Desde ya, no pretendemos restarles mérito a aquellos “líderes” bolcheviques ni a sus instancias orgánicas. Simplemente nos parece que resulta imperioso dotarlos de un rol un tanto más mundano y, de manera simétrica, otorgar una mayor centralidad a quienes supieron ser artífices anónimos/as y tras bambalinas de esa inédita experiencia revolucionaria. Y como muestra basta un botón, vale la pena recordar que la revolución rusa -sí, la de 1917- se inició un 8 de marzo en las barriadas obreras de Petrogrado, por iniciativa de las mujeres trabajadoras que salieron a las calles a protestar en contra del zarismo y por la hambruna que padecían en sus hogares. Una huelga política de masas, liderada por mujeres, y con consignas donde la centralidad estaba puesta en la dimensión reproductiva de la vida. Sí, en el mismo momento en que Lenin se encontraba en Zurich balbuceando en cartas que ojalá sus nietos tuvieran la oportunidad de ver un proceso revolucionario en Rusia en algún remoto futuro, y Trotsky caminaba plácido por las avenidas de Estados Unidos. De acuerdo a varias fuentes de la época, los representantes de los bolcheviques en territorio ruso trataron de calmar a las obreras que se preparaban para celebrar activamente el “día de la mujer” previsto para ese día. Sin embargo, aquellas osadas brujas hicieron caso omiso y, al igual que otras tantas figuras anónimas e imperceptibles desde el escenario público del poder, resultaron ser las verdaderas tejedoras del inicio de la revolución. Y dicen las malas lenguas que, a partir de ese 8 de marzo (o 23 de febrero, de acuerdo al calendario alternativo), se forjó en sentido estricto la fecha emblemática de movilización popular, por parte de las mujeres, a escala planetaria.

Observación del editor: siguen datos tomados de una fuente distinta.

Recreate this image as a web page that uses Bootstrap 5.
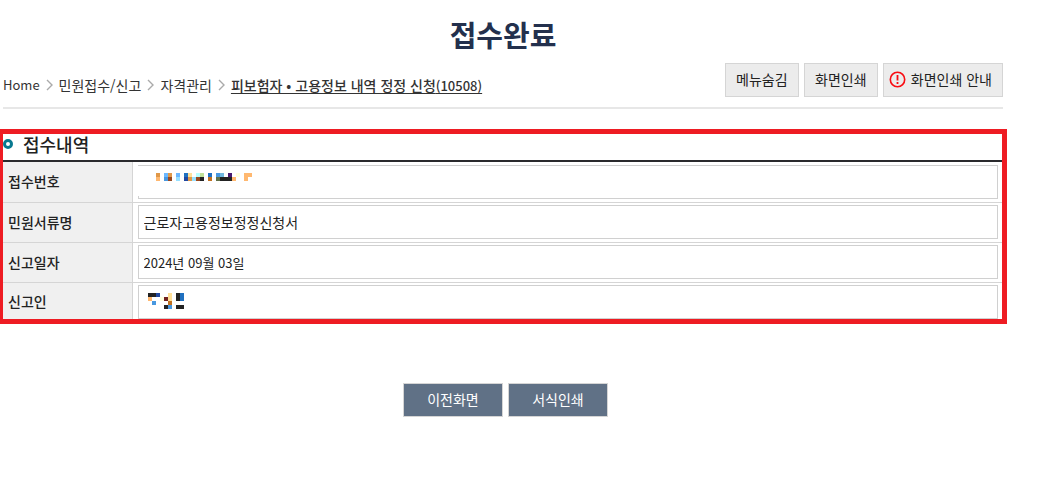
<!DOCTYPE html>
<html lang="ko">
<head>
<meta charset="utf-8">
<meta name="viewport" content="width=device-width, initial-scale=1">
<title>접수완료</title>
<link href="https://cdn.jsdelivr.net/npm/bootstrap@5.3.0/dist/css/bootstrap.min.css" rel="stylesheet">
<style>
  body { font-family: "Noto Sans CJK KR", sans-serif; font-size: 14px; line-height: 20px; color: #222; background: #fff; }
  .page { padding-right: 55px; }
  .inner { padding-left: 3px; padding-right: 4px; }
  .page-title { font-size: 29px; line-height: 40px; font-weight: 700; color: #23304d; padding-top: 14px; margin-bottom: 9px; }
  .top-bar { border-bottom: 2px solid #e7e7e7; padding-bottom: 10px; margin-bottom: 20px; }
  .crumbs { gap: 5px; padding-top: 10px; }
  .crumbs a { color: #333; text-decoration: none; }
  .crumbs a.current { font-weight: 500; text-decoration: underline; text-underline-offset: 2px; }
  .latin { font-size: 13px; }
  .tools { gap: 5px; }
  .btn-tool, .btn-main { height: 34px; padding: 0 10px 2px; border: 1px solid #d5d5d5; border-radius: 0; font-size: 14px; line-height: 20px; }
  .btn-tool, .btn-tool:hover { min-width: 74px; background: #ececec; color: #222; border-color: #d5d5d5; }
  .btn-tool.with-icon { padding-left: 5px; gap: 5px; }
  .btn-main, .btn-main:hover { width: 100px; background: #607186; color: #fff; border-color: #d5d5d5; }
  .framed { border: 5px solid #ee1c23; border-left-width: 3px; }
  .section-title { font-size: 18px; line-height: 26px; font-weight: 500; gap: 10px; height: 28px; padding-bottom: 6px; border-bottom: 2px solid #2a2a2d; }
  .info th { width: 129px; padding: 0 5px 2px; background: #f0f0f0; font-weight: 500; border-right: 1px solid #d5d5d5; }
  .info td { padding: 2px 4px 3px 5px; }
  .info tr { border-bottom: 1px solid #d5d5d5; }
  .info tr:first-child td { padding-top: 3px; }
  .info tr:last-child { border-bottom: 0; }
  .info tr:last-child th, .info tr:last-child td { padding-bottom: 0; }
  .field { display: block; width: 100%; height: 34px; padding: 0 5px; border: 1px solid #d0d0d0; border-radius: 0; background: #fff; color: #222; font-size: 14px; line-height: 20px; }
  .field.latin { font-size: 13px; }
  .masked { padding: 0; }
  .masked svg { display: block; margin-left: -1px; }
  .actions { gap: 5px; padding: 59px 0 0 5px; }
</style>
</head>
<body>
<main class="page">
  <div class="inner">
    <h1 class="page-title text-center">접수완료</h1>
    <div class="top-bar d-flex justify-content-between">
      <nav class="crumbs d-flex align-items-center" aria-label="위치">
        <a href="#" class="latin">Home</a>
        <svg width="9" height="12" viewBox="0 0 9 12" fill="none" stroke="#aaa" stroke-width="1.4"><path d="M2 1l5 5-5 5"/></svg>
        <a href="#">민원접수/신고</a>
        <svg width="9" height="12" viewBox="0 0 9 12" fill="none" stroke="#aaa" stroke-width="1.4"><path d="M2 1l5 5-5 5"/></svg>
        <a href="#">자격관리</a>
        <svg width="9" height="12" viewBox="0 0 9 12" fill="none" stroke="#aaa" stroke-width="1.4"><path d="M2 1l5 5-5 5"/></svg>
        <a href="#" class="current" aria-current="page">피보험자 • 고용정보 내역 정정 신청<span class="latin">(10508)</span></a>
      </nav>
      <div class="tools d-flex">
        <button type="button" class="btn btn-tool">메뉴숨김</button>
        <button type="button" class="btn btn-tool">화면인쇄</button>
        <button type="button" class="btn btn-tool with-icon d-flex align-items-center"><svg width="17" height="17" viewBox="0 0 17 17" fill="none" stroke="#f80c12"><circle cx="8.5" cy="8.5" r="7.2" stroke-width="1.6"/><path d="M8.5 4v5.6M8.5 11v2" stroke-width="1.8"/></svg>화면인쇄 안내</button>
      </div>
    </div>
  </div>

  <section class="framed">
    <h2 class="section-title d-flex align-items-center m-0"><svg width="10" height="10" viewBox="0 0 10 10" fill="none" stroke="#087990" stroke-width="3"><circle cx="5" cy="5" r="3.5"/></svg>접수내역</h2>
    <table class="info w-100">
      <tbody>
        <tr>
          <th scope="row">접수번호</th>
          <td><div class="field masked"><svg width="120" height="30" shape-rendering="crispEdges" aria-hidden="true">
            <path fill="#fff" d="M0 0h120v30H0z"/>
            <g transform="translate(18 7)">
              <path fill="#e09848" d="M0 0h4v4H0zM12 0h4v4h-4zM32 4h4v4h-4z"/>
              <path fill="#ffb870" d="M0 4h4v4H0zM76 4h4v4h-4zM88 0h8v4h-4v4h-4z"/>
              <path fill="#6cb8ff" d="M8 0h4v4H8zM20 0h4v4h-4z"/>
              <path fill="#4898e0" d="M8 4h4v4H8zM60 0h4v4h-4z"/>
              <path fill="#984820" d="M12 4h4v4h-4zM40 4h4v4h-4z"/>
              <path fill="#98e0ff" d="M20 4h4v4h-4zM36 4h4v4h-4z"/>
              <path fill="#2070c0" d="M28 0h4v4h-4zM52 0h4v4h-4z"/>
              <path fill="#2048a0" d="M28 4h4v4h-4z"/>
              <path fill="#ffe098" d="M32 0h4v4h-4z"/>
              <path fill="#b8ffff" d="M40 0h4v4h-4z"/>
              <path fill="#c0e098" d="M44 0h4v4h-4z"/>
              <path fill="#222" d="M44 4h4v4h-4zM64 4h12v4H64z"/>
              <path fill="#c07020" d="M52 4h4v4h-4z"/>
              <path fill="#607048" d="M60 4h4v4h-4z"/>
              <path fill="#70b8e0" d="M64 0h4v4h-4z"/>
              <path fill="#481870" d="M72 0h4v4h-4z"/>
              <path fill="#ffffe0" d="M80 0h4v4h-4z"/>
            </g></svg></div></td>
        </tr>
        <tr>
          <th scope="row"><label for="doc">민원서류명</label></th>
          <td><input id="doc" class="field" type="text" value="근로자고용정보정정신청서" readonly></td>
        </tr>
        <tr>
          <th scope="row"><label for="date">신고일자</label></th>
          <td><input id="date" class="field latin" type="text" value="2024년 09월 03일" readonly></td>
        </tr>
        <tr>
          <th scope="row">신고인</th>
          <td><div class="field masked"><svg width="60" height="30" shape-rendering="crispEdges" aria-hidden="true">
            <g transform="translate(10 7)">
              <path fill="#222" d="M0 0h8v4H0zM28 0h4v8h-4zM16 12h4v4h-4zM28 12h8v4h-8z"/>
              <path fill="#2048a0" d="M8 0h4v4H8z"/>
              <path fill="#ffb870" d="M0 4h4v4H0z"/>
              <path fill="#ffffe0" d="M12 4h4v4h-4z"/>
              <path fill="#702020" d="M16 4h4v4h-4z"/>
              <path fill="#ffe098" d="M20 0h4v8h-4z"/>
              <path fill="#2070c0" d="M32 0h4v8h-4z"/>
              <path fill="#4898e0" d="M4 8h4v4H4zM20 12h4v4h-4z"/>
              <path fill="#c07020" d="M20 8h4v4h-4z"/>
            </g></svg></div></td>
        </tr>
      </tbody>
    </table>
  </section>

  <div class="inner">
    <div class="actions d-flex justify-content-center">
      <button type="button" class="btn btn-main">이전화면</button>
      <button type="button" class="btn btn-main">서식인쇄</button>
    </div>
  </div>
</main>
<script src="https://cdn.jsdelivr.net/npm/bootstrap@5.3.0/dist/js/bootstrap.bundle.min.js"></script>
</body>
</html>
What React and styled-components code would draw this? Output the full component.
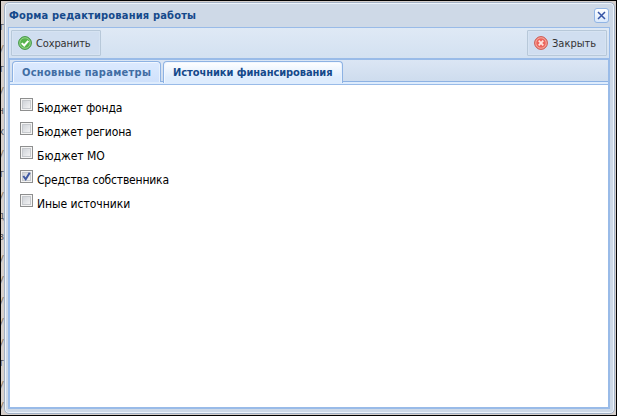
import React from 'react';
import styled, { createGlobalStyle } from 'styled-components';

const Global = createGlobalStyle`
  * { box-sizing: border-box; }
  body { margin: 0; overflow: hidden; font: 12px 'DejaVu Sans Condensed', 'DejaVu Sans', sans-serif; }
`;
const Page = styled.div`
  display: flex;
  width: 617px;
  height: 416px;
  border: 1px solid #000;
  background: #d4cecb;
`;
// The page behind the window: only the last pixels of its text column show.
const Behind = styled.div`
  display: flex;
  flex-direction: column;
  align-items: flex-end;
  width: 3px;
  flex: none;
  overflow: hidden;
  padding-top: 15px;
  font-size: 11px;
  line-height: 21px;
  background: #d8d1cc;
`;
const Letter = styled.div`
  height: 21px;
  flex: none;
  color: ${p => (p.$dim ? '#8f7a60' : '#5d5a5c')};
`;
const Window = styled.div`
  display: flex;
  flex-direction: column;
  width: 611px;
  height: 412px;
  margin-top: 1px;
  padding: 0 4px 4px 3px;
  border: 1px solid #a2b1c5;
  border-radius: 5px;
  background: #ced9e7;
  box-shadow: inset 0 0 0 1px #edf4fc;
`;
const Header = styled.header`
  display: flex;
  justify-content: space-between;
  height: 24px;
  padding: 5px 1px 0 1px;
`;
const Label = styled.span`
  display: block;
  flex: none;
  white-space: nowrap;
  font-size: ${p => p.$size || 12}px;
  font-weight: ${p => (p.$bold ? 700 : 400)};
  letter-spacing: ${p => p.$track || 0}px;
  line-height: 16px;
  color: ${p => p.$color || '#000'};
`;
const CloseTool = styled.button`
  display: flex;
  width: 15px;
  height: 15px;
  padding: 0;
  border: 1px solid #91b5e5;
  border-radius: 3px;
  background: linear-gradient(#fff, #d9e8fb);
`;
const Toolbar = styled.div`
  display: flex;
  justify-content: space-between;
  height: 31px;
  padding: 2px;
  border: 1px solid #99bbe8;
  border-bottom: 0;
  background: linear-gradient(#dfe9f5, #d3e1f1);
`;
const Button = styled.button`
  display: flex;
  align-items: center;
  gap: 4px;
  width: ${p => p.$width}px;
  height: 26px;
  padding: 0 0 0 6px;
  border: 1px solid #b7c8d9;
  border-radius: 1px;
  background: #d0def0;
  font-family: inherit;
  box-shadow: inset 0 0 0 1px #d6e3f2;
`;
const ButtonText = styled.span`
  padding-top: 2px;
`;
const Panel = styled.div`
  display: flex;
  flex-direction: column;
  height: 352px;
  border: 2px solid #99bbe8;
  background: #fff;
`;
const Tabs = styled.div`
  display: flex;
  align-items: flex-start;
  gap: 2px;
  height: 25px;
  padding: 1px 0 0 2px;
  border-bottom: 1px solid #99bbe8;
  background: linear-gradient(#dbe6f4 0, #cedcee 21px, #8db2e3 21px, #8db2e3 22px, #deecfd 22px);
`;
const Tab = styled.div`
  width: ${p => p.$width}px;
  height: ${p => (p.$active ? 22 : 21)}px;
  padding: 3px 0 0 9px;
  border: 1px solid #8db2e3;
  border-bottom: 0;
  border-radius: 4px 4px 0 0;
  background: ${p => (p.$active ? 'linear-gradient(#fff, #deecfd 75%)' : 'linear-gradient(#dceaff, #cfe1fb)')};
  box-shadow: inset 1px 1px 0 #f1f7ff, inset -1px 0 0 #e7f1fd;
`;
const Options = styled.div`
  padding: 11px 0 0 10px;
`;
const Option = styled.label`
  display: flex;
  align-items: flex-start;
  gap: 4px;
  height: 24px;
`;
const Box = styled.span`
  display: flex;
  flex: none;
  align-items: center;
  justify-content: center;
  width: 13px;
  height: 13px;
  margin-top: 2px;
  border: 1px solid #8e8f8f;
  background: linear-gradient(135deg, #cbcfd5, #f6f6f6) center / 9px 9px no-repeat #f4f4f4;
  box-shadow: inset 0 0 0 1px #f4f4f4, inset 0 0 0 2px #c6c9cd;
`;
const OptionText = styled.div`
  padding-top: 4px;
`;

const StatusIcon = ({ ok }) => (
  <svg width="14" height="14" viewBox="0 0 14 14">
    <circle cx="7" cy="7" r="6.4" fill={ok ? '#6bbb5d' : '#ed8379'} stroke={ok ? '#419746' : '#cd5850'} />
    <circle cx="7" cy="7" r="5.2" fill={ok ? '#56b34c' : '#ec655d'} stroke={ok ? '#a1d895' : '#f6b5a8'} strokeWidth=".8" />
    {ok
      ? <path d="M3.7 7.1 6.2 9.5 10.3 4.8" fill="none" stroke="#fff" strokeWidth="2" />
      : <path d="M4.7 4.7 9.3 9.3M9.3 4.7 4.7 9.3" stroke="#ffe5df" strokeWidth="1.8" />}
  </svg>
);

const options = [
  ['Бюджет фонда', -0.15], ['Бюджет региона', -0.14], ['Бюджет МО', 0],
  ['Средства собственника', -0.19, true], ['Иные источники', -0.03],
];
const letters = ['т', 'у', 'т', 'у', 'н', 'х', 'у', 'т', 'у', 'д', 'в', 'у', 'у', 'у', 'у', 'у', 'т', 'у', 'у'];

export default function App() {
  return (
    <>
      <Global />
      <Page>
        <Behind>
          {letters.map((letter, i) => (
            <Letter key={i} $dim={letter === 'у'}>{letter}</Letter>
          ))}
        </Behind>
        <Window>
          <Header>
            <Label $bold $size={11} $track={0.18} $color="#15498b">Форма редактирования работы</Label>
            <CloseTool aria-label="Закрыть">
              <svg width="13" height="13" viewBox="0 0 13 13">
                <path d="m3 3 7 7m0-7-7 7" stroke="#3554a5" strokeWidth="1.5" />
              </svg>
            </CloseTool>
          </Header>
          <Toolbar>
            <Button $width={90}>
              <StatusIcon ok />
              <ButtonText><Label $size={11} $track={-0.12} $color="#333">Сохранить</Label></ButtonText>
            </Button>
            <Button $width={80}>
              <StatusIcon />
              <ButtonText><Label $size={11} $color="#333">Закрыть</Label></ButtonText>
            </Button>
          </Toolbar>
          <Panel>
            <Tabs>
              <Tab $width={149}><Label $bold $size={11} $track={0.29} $color="#416da3">Основные параметры</Label></Tab>
              <Tab $active $width={180}><Label $bold $size={11} $track={-0.07} $color="#15498b">Источники финансирования</Label></Tab>
            </Tabs>
            <Options>
              {options.map(([text, track, on]) => (
                <Option key={text}>
                  <Box>
                    {on && (
                      <svg width="11" height="11" viewBox="0 0 11 11">
                        <path d="M2.3 5 4.7 8.3 8.7 1.7" fill="none" stroke="#4059a2" strokeWidth="2" />
                      </svg>
                    )}
                  </Box>
                  <OptionText><Label $track={track}>{text}</Label></OptionText>
                </Option>
              ))}
            </Options>
          </Panel>
        </Window>
      </Page>
    </>
  );
}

Afirmó de manera irónica Marcel Liebman, uno de los más lúcidos historiadores de la revolución rusa, “el movimiento de febrero de 1917 representa un enigma para quienes no pueden imaginar una huelga sin dirigente, ni una revolución sin tenebrosos jefes que dirigen en la sombra a las ‘muchedumbres-juguete’”. El año entrante se celebrarán los 100 años de la revolución rusa. Resta aún cepillar a contrapelo este intrincado proceso del que tanto tenemos, aún hoy, que aprender para ensayar, sin calco ni copia, nuevos proyectos emancipatorios que nos permitan tomar, esta vez de manera definitiva, el cielo por asalto, como supieron hacerlo hace 99 años -sin libreto alguno-, esas multitudes en las calles.